Supporters also included Fresno County Sheriff Margaret Mims and the Deputy Sheriff’s Association, the local District Attorney’s Office, Fresno Police Department and police officers association, the union for CHP officers and Mothers Against Drunk Driving.

In their letter of support to the Senate committee, the highway patrolmen said 42 percent of the fatal collisions in Fresno in the last three months “involved a driver who left the scene.”

“If Gavin’s Law is signed into law, the whole discussion changes,” Patterson told the committee. “There is in fact a rebalancing, if you will, of the sentencing. There is a disparity here that rewards fleeing (from a crash) and does not reward staying.”

The politics

Opposing the measure were influential liberal entities — the ACLU, California Attorneys for Criminal Justice and the public defender’s office in San Francisco.
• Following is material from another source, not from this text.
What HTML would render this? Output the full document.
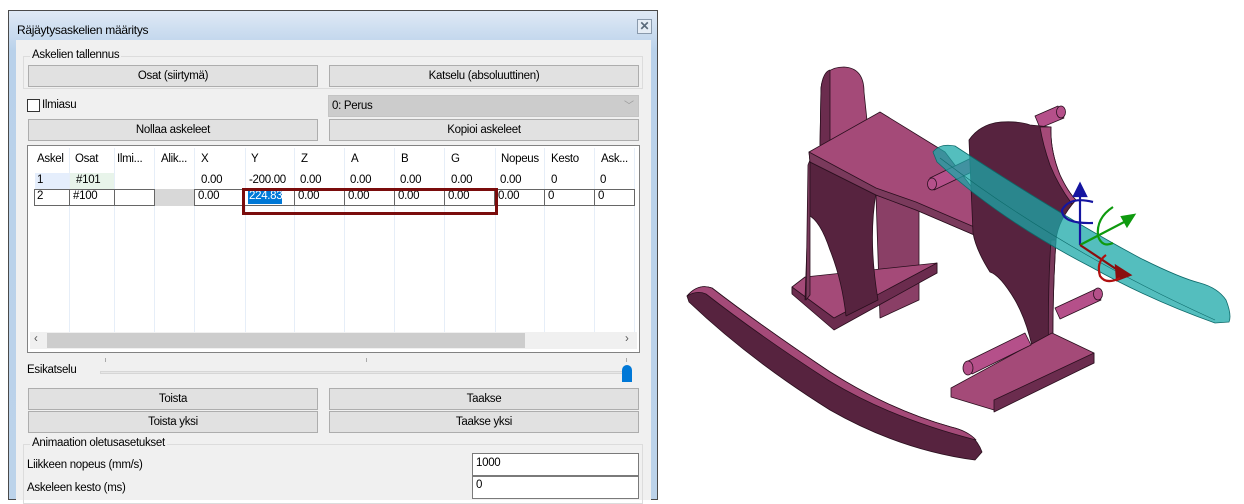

Among the reasons: They said the bill would not be an effective deterrent; it would unnecessarily crowd state prisons; and people leave accident scenes not to avoid liability, but over fears of losing jobs, being deported or not having insurance.

Patterson knew going in the Senate Public Safety Committee would present a challenge. It has five Democrats and two Republicans. And it is not known as a group that extends criminal penalties.

That said, Patterson got a surprise when Sen. Hannah-Beth Jackson, a Democrat from Santa Barbara, said she recognized the disparity in the laws and the need to toughen up the sentencing. She joined the two Republicans voting for the measure.

But a Democrat from San Francisco voted against it, and three other Democrats, including committee chairwoman Nancy Skinner from Berkeley, did not vote. Because the measure did not get a majority, it died in committee.

Prior to the vote, Skinner acknowledged the disparity. But she did not think Patterson’s bill would fix the problem.

Work remains

For now, Patterson isn’t sure if he will introduce the bill again next year. He invested untold hours working to convince Assembly colleagues to back it, and they did, unanimously.

Gavin Gladding’s widow Susan made five trips to Sacramento to testify or watch proceedings in support of the bill. Now she is left to parent their two children. Is she up for yet another crusade?

What should not be hard is for California’s Senate to approve a bill that fixes an glaring problem in sentencing laws. One Democrat on the key committee figured it out. Looks like she will need to help her colleagues see the obvious should Patterson try again.